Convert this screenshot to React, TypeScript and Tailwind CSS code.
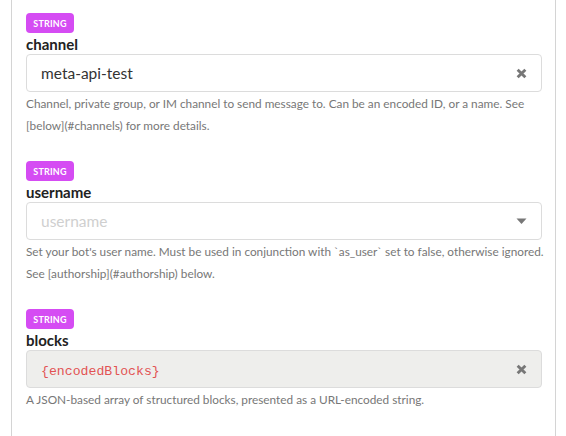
type Field = {
  name: string
  value?: string
  placeholder?: string
  kind: 'text' | 'select' | 'code'
  help: string[]
}

const fields: Field[] = [
  {
    name: 'channel',
    value: 'meta-api-test',
    kind: 'text',
    help: [
      'Channel, private group, or IM channel to send message to. Can be an encoded ID, or a name. See',
      '[below](#channels) for more details.',
    ],
  },
  {
    name: 'username',
    placeholder: 'username',
    kind: 'select',
    help: [
      "Set your bot's user name. Must be used in conjunction with `as_user` set to false, otherwise ignored.",
      'See [authorship](#authorship) below.',
    ],
  },
  {
    name: 'blocks',
    value: '{encodedBlocks}',
    kind: 'code',
    help: ['A JSON-based array of structured blocks, presented as a URL-encoded string.'],
  },
]

function ClearIcon() {
  return (
    <svg width="11" height="11" viewBox="0 0 10 10" className="text-[#777]">
      <path d="M1.5 1.5 L8.5 8.5 M8.5 1.5 L1.5 8.5" stroke="currentColor" strokeWidth="2.6" strokeLinecap="butt" />
    </svg>
  )
}

function Caret() {
  return (
    <svg width="11" height="7" viewBox="0 0 11 7" className="text-[#777]">
      <path d="M0.5 0.5 H10.5 L5.5 6 Z" fill="currentColor" />
    </svg>
  )
}

export default function App() {
  return (
    <div className="h-[436px] w-[566px] overflow-hidden bg-white font-['Lato',sans-serif]">
      <div className="ml-[11px] h-[436px] w-[545px] border-x border-[#d4d4d4] pl-[14px] pr-[13px] pt-[13px]">
        {fields.map((f) => (
          <div key={f.name} className="mb-[24px]">
            <div className="flex h-5 w-12 items-center justify-center rounded-[4px] bg-[#d54cf3] text-[9px] leading-none font-bold tracking-[0.02em] text-white">
              STRING
            </div>
            <div className="h-[21px] pt-[2px] text-[15px] font-bold leading-[19px] text-[#222]">{f.name}</div>
            <div
              className={`flex h-[38px] items-center rounded-[4px] border border-[#dcdcdc] pl-[14px] pr-[14px] ${
                f.kind === 'code' ? 'bg-[#eeeeec]' : 'bg-white'
              }`}
            >
              <div className="flex-1">
                {f.kind === 'code' ? (
                  <span className="font-['Liberation_Mono',monospace] text-[13.2px] text-[#e25353]">{f.value}</span>
                ) : f.value ? (
                  <span className="text-[15.5px] text-[#333]">{f.value}</span>
                ) : (
                  <span className="text-[15.5px] text-[#cfcfcf]">{f.placeholder}</span>
                )}
              </div>
              {f.kind === 'select' ? <Caret /> : <ClearIcon />}
            </div>
            <div className="pt-px text-[11.8px] leading-[22px] whitespace-nowrap text-[#777]">
              {f.help.map((line) => (
                <div key={line}>{line}</div>
              ))}
            </div>
          </div>
        ))}
      </div>
    </div>
  )
}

## Exercise directions
Transcribe the material exactly, keeping every word and none of the pictures.

## Solution
Convert this screenshot to React, TypeScript and Tailwind CSS code.
type Field = {
  name: string
  value?: string
  placeholder?: string
  kind: 'text' | 'select' | 'code'
  help: string[]
}

const fields: Field[] = [
  {
    name: 'channel',
    value: 'meta-api-test',
    kind: 'text',
    help: [
      'Channel, private group, or IM channel to send message to. Can be an encoded ID, or a name. See',
      '[below](#channels) for more details.',
    ],
  },
  {
    name: 'username',
    placeholder: 'username',
    kind: 'select',
    help: [
      "Set your bot's user name. Must be used in conjunction with `as_user` set to false, otherwise ignored.",
      'See [authorship](#authorship) below.',
    ],
  },
  {
    name: 'blocks',
    value: '{encodedBlocks}',
    kind: 'code',
    help: ['A JSON-based array of structured blocks, presented as a URL-encoded string.'],
  },
]

function ClearIcon() {
  return (
    <svg width="11" height="11" viewBox="0 0 10 10" className="text-[#777]">
      <path d="M1.5 1.5 L8.5 8.5 M8.5 1.5 L1.5 8.5" stroke="currentColor" strokeWidth="2.6" strokeLinecap="butt" />
    </svg>
  )
}

function Caret() {
  return (
    <svg width="11" height="7" viewBox="0 0 11 7" className="text-[#777]">
      <path d="M0.5 0.5 H10.5 L5.5 6 Z" fill="currentColor" />
    </svg>
  )
}

export default function App() {
  return (
    <div className="h-[436px] w-[566px] overflow-hidden bg-white font-['Lato',sans-serif]">
      <div className="ml-[11px] h-[436px] w-[545px] border-x border-[#d4d4d4] pl-[14px] pr-[13px] pt-[13px]">
        {fields.map((f) => (
          <div key={f.name} className="mb-[24px]">
            <div className="flex h-5 w-12 items-center justify-center rounded-[4px] bg-[#d54cf3] text-[9px] leading-none font-bold tracking-[0.02em] text-white">
              STRING
            </div>
            <div className="h-[21px] pt-[2px] text-[15px] font-bold leading-[19px] text-[#222]">{f.name}</div>
            <div
              className={`flex h-[38px] items-center rounded-[4px] border border-[#dcdcdc] pl-[14px] pr-[14px] ${
                f.kind === 'code' ? 'bg-[#eeeeec]' : 'bg-white'
              }`}
            >
              <div className="flex-1">
                {f.kind === 'code' ? (
                  <span className="font-['Liberation_Mono',monospace] text-[13.2px] text-[#e25353]">{f.value}</span>
                ) : f.value ? (
                  <span className="text-[15.5px] text-[#333]">{f.value}</span>
                ) : (
                  <span className="text-[15.5px] text-[#cfcfcf]">{f.placeholder}</span>
                )}
              </div>
              {f.kind === 'select' ? <Caret /> : <ClearIcon />}
            </div>
            <div className="pt-px text-[11.8px] leading-[22px] whitespace-nowrap text-[#777]">
              {f.help.map((line) => (
                <div key={line}>{line}</div>
              ))}
            </div>
          </div>
        ))}
      </div>
    </div>
  )
}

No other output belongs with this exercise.